Limitarse al castellano implica renunciar a una integración completa. Quien no entiende catalán se autoexcluye de una parte de la vida cultural, política y social

El error frecuente es pensar que basta con hablar castellano. Es cierto que con él uno puede comunicarse con una parte significativa de la población —diría que hasta con toda—, aunque para muchos no sea su lengua materna, pero limitarse a esa lengua implica renunciar a una integración completa. Quien no entiende catalán se autoexcluye de una parte de la vida cultural, política y social.

Aprender una lengua nueva nunca es sencillo. Cada idioma exige esfuerzo, disciplina, paciencia y perder el miedo al ridículo. En el caso del catalán, muchos inmigrantes perciben al inicio que las diferencias con el castellano son pocas, lo que genera una falsa sensación de facilidad. Esa ilusión se rompe cuando aparecen las primeras dificultades reales y la frustración hace acto de presencia. Dominar una lengua es un proceso que pasa por distintas etapas. En la primera, lo fundamental es cubrir necesidades básicas: pedir en una tienda, saludar a los vecinos, preguntar una dirección, interactuar en el transporte público. No se exige perfección gramatical, pero sí voluntad. Esa debería ser la obligación mínima de cualquier recién llegado: desenvolverse en lo cotidiano en la lengua del lugar.

En una segunda etapa, más compleja, se entra en los ámbitos profesionales. Aquí la exigencia es mayor, porque los errores pueden tener consecuencias serias: una mala comunicación con un cliente, un malentendido en una negociación, una ambigüedad en un contrato o una confusión en un contexto judicial. Hasta dominar plenamente la lengua, el riesgo de errores es elevado. Y es aquí donde la prudencia se impone.
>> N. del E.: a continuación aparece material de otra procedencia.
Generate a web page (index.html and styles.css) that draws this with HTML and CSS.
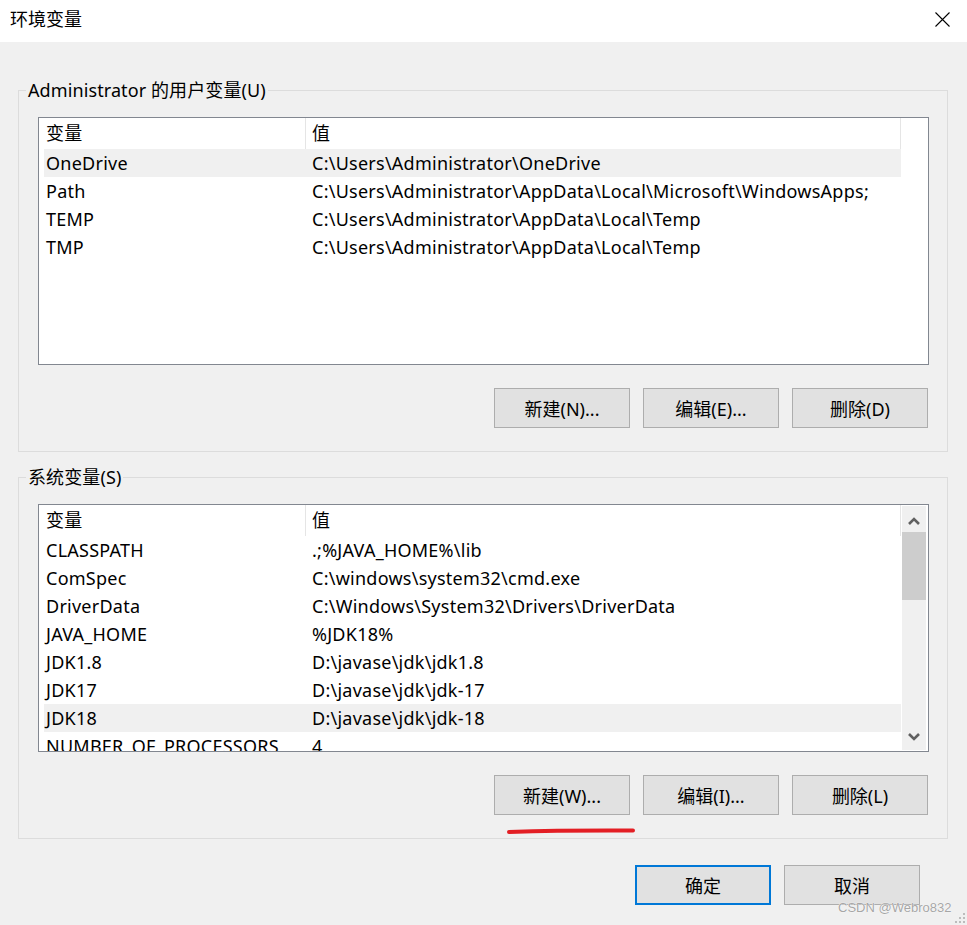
FILE: index.html
```html
<!DOCTYPE html>
<html lang="zh-CN">
<head>
    <meta charset="UTF-8">
    <meta name="viewport" content="width=device-width, initial-scale=1.0">
    <title>环境变量</title>
    <link rel="stylesheet" href="styles.css">
</head>
<body>
<div class="dialog">
  <div class="titlebar">
    <span class="title">环境变量</span>
    <svg class="close" width="15" height="15" viewBox="0 0 15 15">
      <path d="M0.5 0.5 L14.5 14.5 M14.5 0.5 L0.5 14.5" stroke="#000" stroke-width="1.1" fill="none"/>
    </svg>
  </div>

  <div class="content">
    <!-- user variables -->
    <fieldset class="group">
      <legend>Administrator 的用户变量(U)</legend>
      <div class="group-body">
        <div class="list">
          <div class="rows">
            <div class="row head"><span class="name">变量</span><span class="value">值</span></div>
            <div class="row selected"><span class="name">OneDrive</span><span class="value">C:\Users\Administrator\OneDrive</span></div>
            <div class="row"><span class="name">Path</span><span class="value">C:\Users\Administrator\AppData\Local\Microsoft\WindowsApps;</span></div>
            <div class="row"><span class="name">TEMP</span><span class="value">C:\Users\Administrator\AppData\Local\Temp</span></div>
            <div class="row"><span class="name">TMP</span><span class="value">C:\Users\Administrator\AppData\Local\Temp</span></div>
          </div>
        </div>
        <div class="buttons">
          <button class="btn">新建(N)...</button>
          <button class="btn">编辑(E)...</button>
          <button class="btn">删除(D)</button>
        </div>
      </div>
    </fieldset>

    <!-- system variables -->
    <fieldset class="group second">
      <legend>系统变量(S)</legend>
      <div class="group-body">
        <div class="list">
          <div class="rows">
            <div class="row head"><span class="name">变量</span><span class="value">值</span></div>
            <div class="row"><span class="name">CLASSPATH</span><span class="value">.;%JAVA_HOME%\lib</span></div>
            <div class="row"><span class="name">ComSpec</span><span class="value">C:\windows\system32\cmd.exe</span></div>
            <div class="row"><span class="name">DriverData</span><span class="value">C:\Windows\System32\Drivers\DriverData</span></div>
            <div class="row"><span class="name">JAVA_HOME</span><span class="value">%JDK18%</span></div>
            <div class="row"><span class="name">JDK1.8</span><span class="value">D:\javase\jdk\jdk1.8</span></div>
            <div class="row"><span class="name">JDK17</span><span class="value">D:\javase\jdk\jdk-17</span></div>
            <div class="row selected"><span class="name">JDK18</span><span class="value">D:\javase\jdk\jdk-18</span></div>
            <div class="row"><span class="name">NUMBER_OF_PROCESSORS</span><span class="value">4</span></div>
          </div>
          <div class="scrollbar">
            <div class="arrow up">
              <svg width="12" height="8" viewBox="0 0 12 8"><polyline points="1,7 6,2 11,7" fill="none" stroke="#606060" stroke-width="2.6"/></svg>
            </div>
            <div class="thumb"></div>
            <div class="track"></div>
            <div class="arrow down">
              <svg width="12" height="8" viewBox="0 0 12 8"><polyline points="1,1 6,6 11,1" fill="none" stroke="#606060" stroke-width="2.6"/></svg>
            </div>
          </div>
        </div>
        <div class="buttons">
          <button class="btn">新建(W)...</button>
          <button class="btn">编辑(I)...</button>
          <button class="btn">删除(L)</button>
        </div>
      </div>
    </fieldset>

    <div class="footer">
      <button class="btn default">确定</button>
      <button class="btn">取消</button>
    </div>
  </div>

  <!-- hand drawn mark under the new button -->
  <svg class="mark" width="130" height="8" viewBox="0 0 130 8">
    <path d="M3 5 Q60 3.2 127 3.6" stroke="#e31e24" stroke-width="4" stroke-linecap="round" fill="none"/>
  </svg>

  <span class="watermark">CSDN @Webro832</span>
  <svg class="grip" width="12" height="12" viewBox="0 0 12 12">
    <rect x="9" y="1" width="2" height="2" fill="#bcbcbc"/>
    <rect x="5" y="5" width="2" height="2" fill="#bcbcbc"/>
    <rect x="9" y="5" width="2" height="2" fill="#bcbcbc"/>
    <rect x="1" y="9" width="2" height="2" fill="#bcbcbc"/>
    <rect x="5" y="9" width="2" height="2" fill="#bcbcbc"/>
    <rect x="9" y="9" width="2" height="2" fill="#bcbcbc"/>
  </svg>
</div>
</body>
</html>
```

FILE: styles.css
```css
body {
    margin: 0;
    font-family: "Noto Sans", "Noto Sans CJK SC", sans-serif;
    font-size: 18px;
    color: #000;
    background: #f0f0f0;
}

.dialog {
    position: relative;
    width: 967px;
    height: 925px;
    overflow: hidden;
    background: #f0f0f0;
}

.titlebar {
    height: 42px;
    background: #fff;
    display: flex;
    justify-content: space-between;
    align-items: flex-start;
    padding: 0 17px 0 10px;
    box-sizing: border-box;
}
.title {
    line-height: 24px;
    padding-top: 7px;
}
.close {
    margin-top: 12px;
}

.content {
    padding: 36px 19px 0 18px;
}

.group {
    margin: 0;
    padding: 0;
    border: 1px solid #dcdcdc;
    min-width: 0;
}
.group legend {
    margin-left: 7px;
    padding: 0 2px;
    line-height: 24px;
    letter-spacing: 0.1px;
}
.group.second {
    margin-top: 13px;
}
.group-body {
    padding: 15px 18px 23px 19px;
}

.list {
    height: 248px;
    box-sizing: border-box;
    border: 1px solid #828790;
    background: #fff;
    display: flex;
    padding-left: 5px;
}
.rows {
    width: 857px;
    overflow: hidden;
}
.row {
    display: flex;
    height: 28px;
    line-height: 28px;
    white-space: nowrap;
    letter-spacing: 0.25px;
}
.row.head {
    height: 31px;
    line-height: 31px;
}
.row.selected {
    background: #f0f0f0;
}
.name {
    width: 262px;
    flex: none;
    box-sizing: border-box;
    padding-left: 2px;
}
.value {
    flex: 1;
    padding-left: 6px;
}
.head .name,
.head .value {
    border-right: 1px solid #e5e5e5;
}

.scrollbar {
    width: 24px;
    margin: 1px 0 1px 1px;
    background: #f0f0f0;
    display: flex;
    flex-direction: column;
}
.arrow {
    height: 26px;
    display: flex;
    justify-content: center;
    align-items: center;
}
.arrow.up {
    padding-top: 3px;
    box-sizing: border-box;
}
.thumb {
    height: 68px;
    background: #cdcdcd;
}
.track {
    flex: 1;
}

.buttons {
    display: flex;
    justify-content: flex-end;
    gap: 13px;
    margin-top: 23px;
    padding-right: 1px;
}
.btn {
    width: 136px;
    height: 40px;
    padding: 0;
    border: 1px solid #adadad;
    background: #e1e1e1;
    font-family: inherit;
    font-size: 18px;
    color: #000;
}
.btn.default {
    border: 2px solid #0078d7;
}

.footer {
    display: flex;
    justify-content: flex-end;
    gap: 13px;
    margin-top: 26px;
    padding-right: 28px;
}

.mark {
    position: absolute;
    left: 506px;
    top: 827px;
}

.watermark {
    position: absolute;
    left: 838px;
    top: 900px;
    font-family: "Liberation Sans", Arial, sans-serif;
    font-size: 13px;
    color: #a6a6a6;
    text-shadow: 0 0 1px #fff, 0 0 1px #fff;
}

.grip {
    position: absolute;
    right: 1px;
    bottom: 1px;
}
```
Hablar catalán —o intentarlo— en lo cotidiano es, en el fondo, una forma de decir: estoy aquí, quiero entenderte y quiero que me entiendas. Y esa voluntad, más que la perfección lingüística, es lo que verdaderamente construye la base del respeto mutuo y la integración

En la vida cotidiana, sin embargo, el esfuerzo por comprender, aprender y utilizar el catalán, aunque sea de manera imperfecta, debería ser un compromiso moral. No se trata de alcanzar en pocos meses un nivel académico, sino de demostrar con pequeños gestos la voluntad de integrarse. Preguntar en catalán, aunque con errores; responder con inseguridad; insistir en escuchar y comprender: todos son actos que transmiten respeto. Lo contrario, negarse sistemáticamente a aprender o utilizar la lengua local, envía un mensaje claro de desinterés por la cultura y la convivencia en el lugar de acogida, lo que inevitablemente genera rechazo y distancia.
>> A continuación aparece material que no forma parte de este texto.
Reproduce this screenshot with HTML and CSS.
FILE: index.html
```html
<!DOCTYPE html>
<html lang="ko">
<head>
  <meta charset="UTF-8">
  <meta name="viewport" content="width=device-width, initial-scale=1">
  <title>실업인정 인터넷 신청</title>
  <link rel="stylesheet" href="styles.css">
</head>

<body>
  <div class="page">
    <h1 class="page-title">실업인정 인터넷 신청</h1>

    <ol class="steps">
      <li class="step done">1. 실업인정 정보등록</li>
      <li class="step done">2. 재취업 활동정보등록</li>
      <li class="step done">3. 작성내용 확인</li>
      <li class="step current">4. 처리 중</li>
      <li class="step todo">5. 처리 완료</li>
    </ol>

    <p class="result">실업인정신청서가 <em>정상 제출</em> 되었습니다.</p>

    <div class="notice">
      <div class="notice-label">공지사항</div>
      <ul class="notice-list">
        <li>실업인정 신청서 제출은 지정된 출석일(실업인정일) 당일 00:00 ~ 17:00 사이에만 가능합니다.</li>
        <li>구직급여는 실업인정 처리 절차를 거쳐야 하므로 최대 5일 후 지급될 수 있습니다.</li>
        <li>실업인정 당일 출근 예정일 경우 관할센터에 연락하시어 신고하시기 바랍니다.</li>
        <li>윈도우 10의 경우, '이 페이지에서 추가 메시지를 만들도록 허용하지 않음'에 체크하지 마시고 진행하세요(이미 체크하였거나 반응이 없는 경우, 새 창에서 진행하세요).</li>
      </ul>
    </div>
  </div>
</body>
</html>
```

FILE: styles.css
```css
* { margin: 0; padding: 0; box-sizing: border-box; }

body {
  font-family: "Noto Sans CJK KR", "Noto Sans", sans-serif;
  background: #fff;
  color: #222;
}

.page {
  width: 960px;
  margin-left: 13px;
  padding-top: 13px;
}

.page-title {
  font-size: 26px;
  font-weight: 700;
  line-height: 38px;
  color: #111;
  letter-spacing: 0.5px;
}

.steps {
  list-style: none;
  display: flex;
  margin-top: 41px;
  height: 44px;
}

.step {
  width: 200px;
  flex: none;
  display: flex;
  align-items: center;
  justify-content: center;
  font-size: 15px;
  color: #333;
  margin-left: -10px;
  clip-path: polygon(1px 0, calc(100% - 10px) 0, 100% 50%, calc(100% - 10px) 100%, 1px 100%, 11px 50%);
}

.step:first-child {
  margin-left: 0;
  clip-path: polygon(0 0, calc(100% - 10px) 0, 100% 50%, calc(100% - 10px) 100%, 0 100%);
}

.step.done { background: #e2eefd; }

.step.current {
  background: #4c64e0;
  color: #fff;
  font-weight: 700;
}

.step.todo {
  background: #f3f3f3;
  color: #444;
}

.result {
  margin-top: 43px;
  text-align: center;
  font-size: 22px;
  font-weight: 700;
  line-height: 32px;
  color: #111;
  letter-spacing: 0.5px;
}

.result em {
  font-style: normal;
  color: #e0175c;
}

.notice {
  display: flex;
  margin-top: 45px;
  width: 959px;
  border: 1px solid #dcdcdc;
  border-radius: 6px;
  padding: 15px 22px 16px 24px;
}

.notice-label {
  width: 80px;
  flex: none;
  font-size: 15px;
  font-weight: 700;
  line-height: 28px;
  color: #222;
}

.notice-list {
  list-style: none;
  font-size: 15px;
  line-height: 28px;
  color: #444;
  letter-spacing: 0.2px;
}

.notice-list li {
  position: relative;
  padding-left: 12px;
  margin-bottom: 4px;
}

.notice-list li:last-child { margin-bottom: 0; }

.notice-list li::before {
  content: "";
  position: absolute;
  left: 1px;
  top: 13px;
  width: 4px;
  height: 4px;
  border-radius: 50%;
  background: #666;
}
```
Hablar catalán en lo cotidiano es también una forma de acceso a una riqueza cultural extraordinaria: desde la literatura medieval hasta la música contemporánea, desde la filosofía hasta las tradiciones populares. Aprenderlo no debe verse como una carga, sino como una oportunidad para ampliar horizontes.

Ahora bien, hay contextos en los que el aprendizaje básico no basta. Hablar en público ante los medios de comunicación, defender un caso en los tribunales o participar en un debate político requiere precisión, porque un error no es solo un lapsus: puede cambiar el sentido de lo que se quiere transmitir, con consecuencias graves. Cada palabra pesa, cada matiz importa, y por eso, en situaciones de especial responsabilidad, opto por expresarme en la lengua que domino mejor, aunque no sea la del territorio. No es una elección caprichosa, sino una medida de responsabilidad. Soy consciente de que muchos me critican por no hablar catalán en esos contextos, pero se trata de asuntos delicados y, sin el dominio suficiente, es muy probable que se me malinterprete en detrimento de los intereses que defiendo. Cosa distinta es en la vida cotidiana, donde la obligación moral es clara: esforzarse por comprender, aprender y hablar catalán si uno pretende vivir en Catalunya, ya sea por respeto hacia quienes nos acogen o por la oportunidad de descubrir una cultura rica y diversa.

En todo caso, hablar catalán —o intentarlo— en lo cotidiano es, en el fondo, una forma de decir: estoy aquí, quiero entenderte y quiero que me entiendas. Y esa voluntad, más que la perfección lingüística, es lo que verdaderamente construye la base del respeto mutuo y la integración.